When we declare a variable name and its type, the compiler allocates a block of memory for placing its value. In fact, for the computer, this allocated block of memory is the variable and it recognizes it by its name. The sizes of memory blocks allocated for different types of data may vary on different computers depending on the hardware, the operating system, and the compiler used. The names of variables or identifiers should be carefully selected. The general guidelines are as follows:
(1) A valid identifier is a single sequence of characters, that is, it should be only one word consisting of one or more characters. For example, Count, number, and Age are all valid identifiers. Similarly, x, y, z, A, or Care all valid names. But New Delhi and Delhi 16 are invalid identifiers/names.

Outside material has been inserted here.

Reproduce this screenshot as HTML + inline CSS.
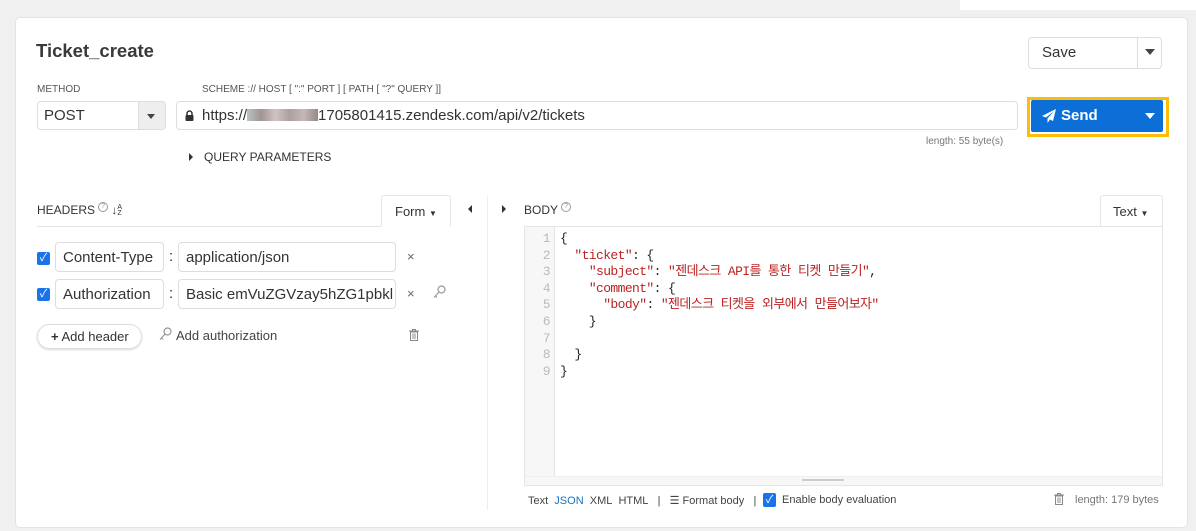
<!DOCTYPE html>
<html><head><meta charset="utf-8"><style>
*{box-sizing:border-box;margin:0;padding:0}
body{width:1196px;height:531px;background:#f0f0f0;font-family:"Liberation Sans","Noto Sans CJK KR",sans-serif;color:#333;position:relative;overflow:hidden}
.a{position:absolute}
.card{left:15px;top:17px;width:1173px;height:511px;background:#fff;border-radius:5px;border:1px solid #e4e4e4}
.lbl{font-size:10px;color:#555}
.inp{border:1px solid #ddd;border-radius:4px;background:#fff;font-size:15px}
.code{font-family:"Liberation Mono","Noto Sans CJK KR",monospace;font-size:13px;color:#222;letter-spacing:-0.6px}
.s{color:#b22}
.ln{color:#bbb;text-align:right;width:22px}
.q{display:inline-block;width:10px;height:10px;border:1px solid #999;border-radius:50%;font-size:7px;line-height:8px;text-align:center;color:#999;vertical-align:6px;margin-left:3px}
</style></head><body>
<div class="a" style="left:960px;top:0;width:236px;height:10px;background:#fff"></div>
<div class="a card"></div>
<div class="a" style="left:36px;top:40px;font-size:18.5px;font-weight:bold;color:#3a3a3a">Ticket_create</div>
<div class="a inp" style="left:1028px;top:37px;width:134px;height:32px"></div>
<div class="a" style="left:1137px;top:38px;width:1px;height:30px;background:#ddd"></div>
<div class="a" style="left:1042px;top:44px;font-size:15px">Save</div>
<div class="a" style="left:1145px;top:49px;width:0;height:0;border-left:5px solid transparent;border-right:5px solid transparent;border-top:6px solid #444"></div>
<div class="a lbl" style="left:37px;top:84px">METHOD</div>
<div class="a lbl" style="left:202px;top:84px">SCHEME :// HOST [ ":" PORT ] [ PATH [ "?" QUERY ]]</div>
<div class="a inp" style="left:37px;top:101px;width:129px;height:29px;overflow:hidden"><div class="a" style="left:100px;top:0;width:29px;height:29px;background:#eee;border-left:1px solid #ddd"></div></div>
<div class="a" style="left:44px;top:107px;font-size:15px">POST</div>
<div class="a" style="left:147px;top:114px;border-left:4px solid transparent;border-right:4px solid transparent;border-top:5px solid #444"></div>
<div class="a inp" style="left:176px;top:101px;width:842px;height:29px"></div>
<svg class="a" style="left:185px;top:110px" width="9" height="11" viewBox="0 0 9 11"><path d="M2 5V3.5a2.5 2.5 0 0 1 5 0V5" fill="none" stroke="#333" stroke-width="1.5"/><rect x="0.5" y="5" width="8" height="6" rx="1" fill="#333"/></svg>
<div class="a" style="left:202px;top:107px;font-size:15px">https://<span style="display:inline-block;width:71px;height:12px;background:linear-gradient(90deg,#9aa 0,#766 20%,#baa 40%,#877 60%,#a99 80%,#655);opacity:.7;vertical-align:-1px"></span>1705801415.zendesk.com/api/v2/tickets</div>
<div class="a" style="left:1027px;top:97px;width:142px;height:40px;border:3px solid #fbbd08"></div>
<div class="a" style="left:1031px;top:100px;width:132px;height:32px;background:#0c6fd8;border-radius:2px"></div>
<div class="a" style="left:1137px;top:100px;width:1px;height:32px;background:#2a63b0"></div>
<svg class="a" style="left:1042px;top:109px" width="14" height="14" viewBox="0 0 14 14"><path d="M14 0L0 7l4 1.5L12 2 5.5 9.5V14l2.5-3.5 3 1.5z" fill="#fff"/></svg>
<div class="a" style="left:1061px;top:107px;font-size:15px;font-weight:bold;color:#fff">Send</div>
<div class="a" style="left:1145px;top:113px;border-left:5px solid transparent;border-right:5px solid transparent;border-top:6px solid #fff"></div>
<div class="a" style="left:926px;top:136px;font-size:10px;color:#777">length: 55 byte(s)</div>
<div class="a" style="left:189px;top:153px;border-top:4px solid transparent;border-bottom:4px solid transparent;border-left:4px solid #333"></div>
<div class="a" style="left:204px;top:150px;font-size:12px;color:#333">QUERY PARAMETERS</div>
<!-- headers -->
<div class="a" style="left:37px;top:202px;font-size:12px;white-space:nowrap">HEADERS<span class="q">?</span> <span style="font-size:12px;font-weight:bold">↓</span><span style="font-size:7px;display:inline-block;line-height:6px;vertical-align:-1px">A<br>Z</span></div>
<div class="a" style="left:37px;top:226px;width:413px;height:1px;background:#e5e5e5"></div>
<div class="a" style="left:381px;top:195px;width:70px;height:32px;border:1px solid #e5e5e5;border-bottom:1px solid #fff;border-radius:3px 3px 0 0;background:#fff;font-size:13px;padding:8px 0 0 13px">Form <span style="font-size:8px">▼</span></div>
<div class="a" style="left:468px;top:205px;border-top:4px solid transparent;border-bottom:4px solid transparent;border-right:4px solid #333"></div>
<div class="a" style="left:487px;top:195px;width:1px;height:315px;background:#eee"></div>
<div class="a" style="left:502px;top:205px;border-top:4px solid transparent;border-bottom:4px solid transparent;border-left:4px solid #333"></div>
<!-- rows -->
<div class="a" style="left:37px;top:252px;width:13px;height:13px;background:#1a73e8;border-radius:2px;color:#fff;font-size:11px;line-height:13px;text-align:center">✓</div>
<div class="a inp" style="left:55px;top:242px;width:109px;height:30px;padding:6px 0 0 7px">Content-Type</div>
<div class="a" style="left:169px;top:248px;font-size:15px">:</div>
<div class="a inp" style="left:178px;top:242px;width:218px;height:30px;padding:6px 0 0 7px">application/json</div>
<div class="a" style="left:407px;top:249px;font-size:13px;color:#666">×</div>
<div class="a" style="left:37px;top:288px;width:13px;height:13px;background:#1a73e8;border-radius:2px;color:#fff;font-size:11px;line-height:13px;text-align:center">✓</div>
<div class="a inp" style="left:55px;top:279px;width:109px;height:30px;padding:6px 0 0 7px">Authorization</div>
<div class="a" style="left:169px;top:285px;font-size:15px">:</div>
<div class="a inp" style="left:178px;top:279px;width:218px;height:30px;padding:6px 0 0 7px;overflow:hidden;white-space:nowrap">Basic emVuZGVzay5hZG1pbkl</div>
<div class="a" style="left:407px;top:286px;font-size:13px;color:#666">×</div>
<svg class="a" style="left:433px;top:285px" width="13" height="14" viewBox="0 0 13 14"><circle cx="8.5" cy="4.5" r="3.5" fill="none" stroke="#999" stroke-width="1.2"/><path d="M6 7L1 12.5M2.5 11l1.5 1.5" stroke="#999" stroke-width="1.2" fill="none"/></svg>
<div class="a" style="left:37px;top:324px;width:105px;height:25px;border:1px solid #ddd;border-radius:13px;box-shadow:0 1px 2px rgba(0,0,0,.15);font-size:13px;padding:4px 0 0 13px"><b>+</b> Add header</div>
<svg class="a" style="left:159px;top:327px" width="13" height="14" viewBox="0 0 13 14"><circle cx="8.5" cy="4.5" r="3.5" fill="none" stroke="#999" stroke-width="1.2"/><path d="M6 7L1 12.5M2.5 11l1.5 1.5" stroke="#999" stroke-width="1.2" fill="none"/></svg>
<div class="a" style="left:176px;top:328px;font-size:13px;color:#444">Add authorization</div>
<svg class="a" style="left:409px;top:329px" width="10" height="12" viewBox="0 0 10 12"><path d="M0 2h10M3.5 2V.5h3V2M1.5 3h7v8.5h-7z M4 4.5v5.5M6 4.5v5.5" fill="none" stroke="#888" stroke-width="1"/></svg>
<!-- body -->
<div class="a" style="left:524px;top:202px;font-size:12px">BODY<span class="q">?</span></div>
<div class="a" style="left:1100px;top:195px;width:63px;height:32px;border:1px solid #e5e5e5;border-bottom:none;border-radius:3px 3px 0 0;font-size:13px;padding:8px 0 0 12px">Text <span style="font-size:8px">▼</span></div>
<div class="a" style="left:524px;top:226px;width:639px;height:260px;border:1px solid #e5e5e5"></div>
<div class="a" style="left:525px;top:227px;width:30px;height:250px;background:#f7f7f7;border-right:1px solid #e5e5e5"></div>
<div class="a" style="left:525px;top:476px;width:637px;height:9px;background:#f7f7f7;border-top:1px solid #eee"></div>
<div class="a" style="left:802px;top:479px;width:42px;height:2px;background:#ccc"></div>
<div class="a code" style="left:528px;top:231px;line-height:16.6px">
<div style="display:flex"><div class="ln">1</div><div style="padding-left:10px;white-space:pre">{</div></div>
<div style="display:flex"><div class="ln">2</div><div style="padding-left:10px;white-space:pre">  <span class="s">"ticket"</span>: {</div></div>
<div style="display:flex"><div class="ln">3</div><div style="padding-left:10px;white-space:pre">    <span class="s">"subject"</span>: <span class="s">"젠데스크 API를 통한 티켓 만들기"</span>,</div></div>
<div style="display:flex"><div class="ln">4</div><div style="padding-left:10px;white-space:pre">    <span class="s">"comment"</span>: {</div></div>
<div style="display:flex"><div class="ln">5</div><div style="padding-left:10px;white-space:pre">      <span class="s">"body"</span>: <span class="s">"젠데스크 티켓을 외부에서 만들어보자"</span></div></div>
<div style="display:flex"><div class="ln">6</div><div style="padding-left:10px;white-space:pre">    }</div></div>
<div style="display:flex"><div class="ln">7</div><div style="padding-left:10px;white-space:pre"> </div></div>
<div style="display:flex"><div class="ln">8</div><div style="padding-left:10px;white-space:pre">  }</div></div>
<div style="display:flex"><div class="ln">9</div><div style="padding-left:10px;white-space:pre">}</div></div>
</div>
<div class="a" style="left:528px;top:494px;font-size:11px;color:#444;white-space:nowrap">Text&nbsp; <span style="color:#1a73c8">JSON</span>&nbsp; XML&nbsp; HTML&nbsp;&nbsp; |&nbsp;&nbsp; ☰ Format body&nbsp;&nbsp; |&nbsp;&nbsp;</div>
<div class="a" style="left:763px;top:493px;width:13px;height:14px;background:#1a73e8;border-radius:2px;color:#fff;text-align:center;line-height:14px;font-size:11px">✓</div>
<div class="a" style="left:782px;top:494px;font-size:11px;color:#444">Enable body evaluation</div>
<svg class="a" style="left:1054px;top:493px" width="10" height="12" viewBox="0 0 10 12"><path d="M0 2h10M3.5 2V.5h3V2M1.5 3h7v8.5h-7z M4 4.5v5.5M6 4.5v5.5" fill="none" stroke="#888" stroke-width="1"/></svg>
<div class="a" style="left:1075px;top:494px;font-size:11px;color:#777">length: 179 bytes</div>
</body></html>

(2) It should start with a letter or with an underscore symbol ( _) but not with a digit.
_tini, Rectangle_length, Delhi_24, or A55 are valid identifiers, but 4bars and 55Delhi are invalid.
(3) There should be no marked character in the identifier.
(4) The length of an identifier should be less than 32 characters. Although there is no limit to the
length of an identifier, some compliers support names/identifiers of up to the first 32 characters only.
(5) It should not have any other symbol except alphabets, digits, and underscore symbol.
For example, Newdelhi_2 is valid but Newdelhi-2 or Newdelhi (2) are invalid identifiers.
(6) It must not be a keyword of C language.
Thus, float or double, and int are invalid identifiers, whereas Double, Int, and INT are valid identifiers because the case of letters has been altered. If one or more characters in the name are in uppercase, it is a safe bet against a keyword being used as name of a variable.
Where to Declare Variables in a Program?
In case of C-90, all of the variables that are used in a program must be declared at the beginning of the program or at the beginning of block of statements in which they are to be defined. This condition is not present in C-99. In C-99, a variable may be declared anywhere in the program, but it should be declared and initialized, that is, a value should be assigned to it before it is actually used. However, all the compilers have not been upgraded to C-99, so if you are using an older version of a compiler, then all of the variable and constants have to be declared at the beginning of a program. Furthermore, any variable or constant must be initialized before it is used in the program, that is, a value should be assigned to it. Initialization is done by assigning a value at the time of declaration. Value may be assigned later in the program or during the execution of the program. The assignment operator (=) is used for the purpose as illustrated in the example below.
A number of variables of the same type may be declared in same line with type appearing only in the beginning as shown in the following example:
int n = 6, m =2, p;
p = m*n;
float x = 6.85;
char kh = 'D';
char Name [10) ;
Name = "Krishna";
In the first line, three integer variables n, m, and p are declared. The variables n and m are initialized, while the variable p is assigned value equal to product of n and m in the next line. This would be executed when program runs. In the third line, a float variable x is declared and initialized with a value 6.85. In the fourth line, a variable of type char and with name kh is declared. It is initialized with value 'D'. Remember, whenever a value is assigned in terms of a character, it must be enclosed between single quotes (' '). Similarly, when a value is assigned in terms of a string of characters, as done in the last line above, the value must be enclosed between double quotes (" ").